**Exercise objective:** Copy each line of the entries beneath that contains the word "screenshot".

**Supplied data:**
────────────────────

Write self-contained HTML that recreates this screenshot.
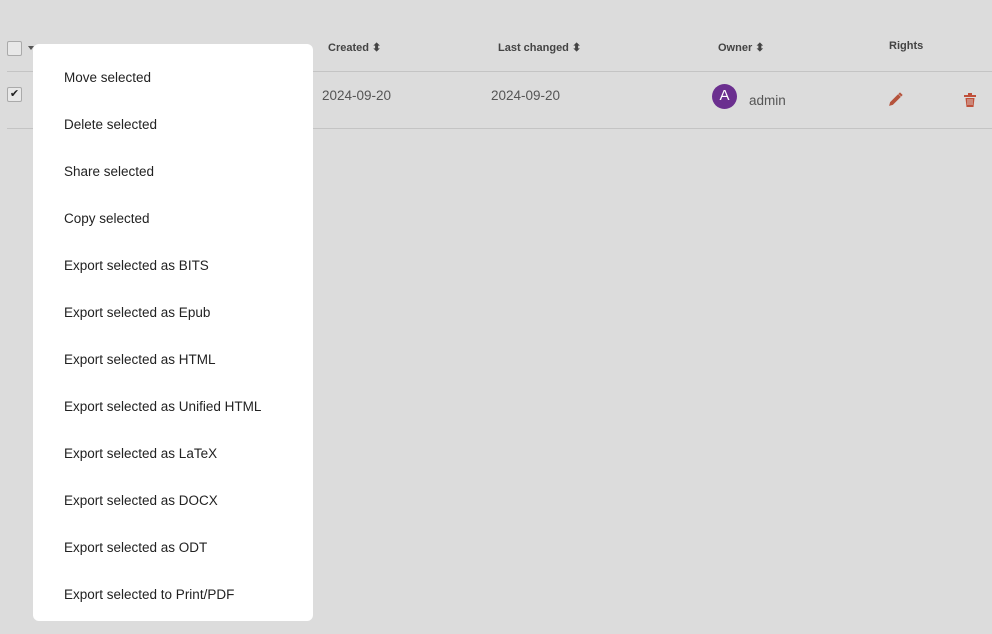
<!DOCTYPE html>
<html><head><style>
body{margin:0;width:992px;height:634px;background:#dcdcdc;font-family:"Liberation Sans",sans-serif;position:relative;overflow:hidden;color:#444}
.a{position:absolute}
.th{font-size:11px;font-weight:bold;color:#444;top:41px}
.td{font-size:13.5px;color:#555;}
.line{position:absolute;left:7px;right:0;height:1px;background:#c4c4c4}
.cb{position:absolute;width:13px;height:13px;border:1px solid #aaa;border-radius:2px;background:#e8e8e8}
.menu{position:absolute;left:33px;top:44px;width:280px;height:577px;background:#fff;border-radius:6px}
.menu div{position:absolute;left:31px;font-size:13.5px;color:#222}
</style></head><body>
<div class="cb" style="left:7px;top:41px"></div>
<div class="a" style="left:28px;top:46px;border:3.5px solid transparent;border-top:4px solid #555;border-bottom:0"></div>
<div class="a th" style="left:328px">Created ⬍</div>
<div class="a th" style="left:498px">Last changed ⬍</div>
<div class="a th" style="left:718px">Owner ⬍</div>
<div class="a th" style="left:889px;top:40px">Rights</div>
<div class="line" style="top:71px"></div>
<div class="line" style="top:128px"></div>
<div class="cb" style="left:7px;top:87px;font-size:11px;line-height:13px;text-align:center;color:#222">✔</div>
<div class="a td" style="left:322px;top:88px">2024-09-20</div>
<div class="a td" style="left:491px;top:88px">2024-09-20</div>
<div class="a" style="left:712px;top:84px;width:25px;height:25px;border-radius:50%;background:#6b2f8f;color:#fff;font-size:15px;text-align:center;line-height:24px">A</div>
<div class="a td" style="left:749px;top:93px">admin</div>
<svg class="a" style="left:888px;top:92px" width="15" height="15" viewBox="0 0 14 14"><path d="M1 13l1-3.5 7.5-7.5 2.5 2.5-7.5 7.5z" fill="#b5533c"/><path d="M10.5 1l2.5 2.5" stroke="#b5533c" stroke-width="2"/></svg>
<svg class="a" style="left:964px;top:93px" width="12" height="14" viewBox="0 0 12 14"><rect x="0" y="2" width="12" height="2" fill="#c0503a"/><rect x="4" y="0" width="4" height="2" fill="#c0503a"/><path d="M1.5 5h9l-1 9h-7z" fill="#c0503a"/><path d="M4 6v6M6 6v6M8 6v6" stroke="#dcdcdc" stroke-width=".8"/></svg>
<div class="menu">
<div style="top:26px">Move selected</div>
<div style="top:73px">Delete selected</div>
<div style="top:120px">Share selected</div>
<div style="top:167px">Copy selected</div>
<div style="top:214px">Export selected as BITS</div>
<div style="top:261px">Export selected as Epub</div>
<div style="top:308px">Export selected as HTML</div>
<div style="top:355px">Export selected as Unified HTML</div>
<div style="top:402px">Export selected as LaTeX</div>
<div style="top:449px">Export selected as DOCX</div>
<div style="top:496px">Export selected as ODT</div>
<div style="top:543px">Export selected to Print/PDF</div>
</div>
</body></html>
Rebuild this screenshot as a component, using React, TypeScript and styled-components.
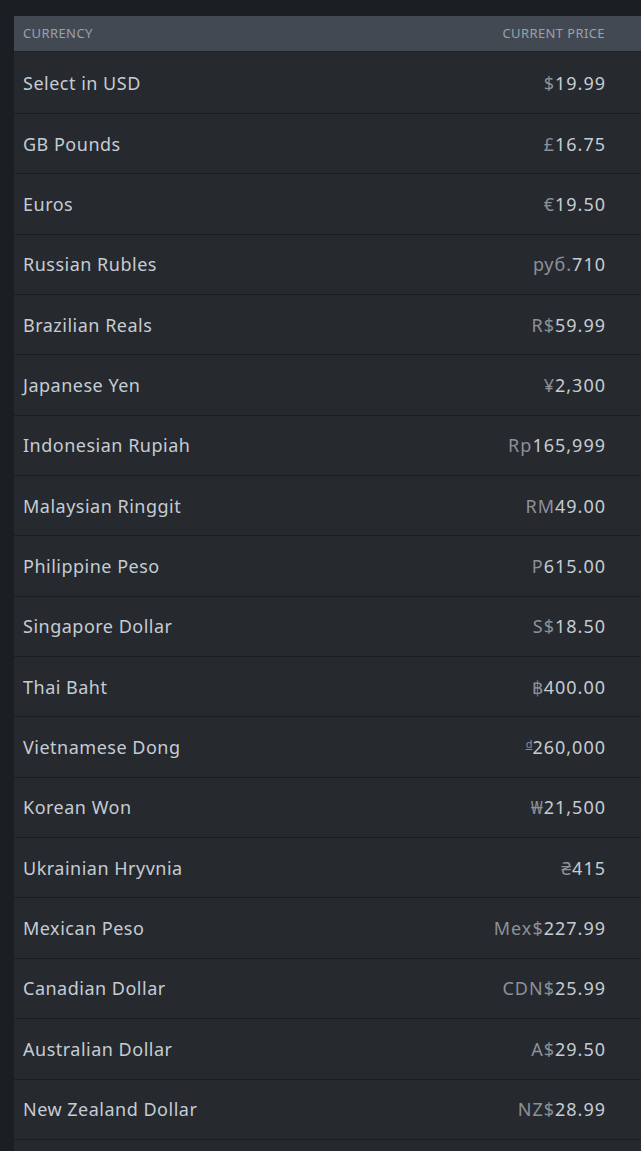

────────────────────

**Written response:**
Write self-contained HTML that recreates this screenshot.
Rebuild this screenshot as a component, using React, TypeScript and styled-components.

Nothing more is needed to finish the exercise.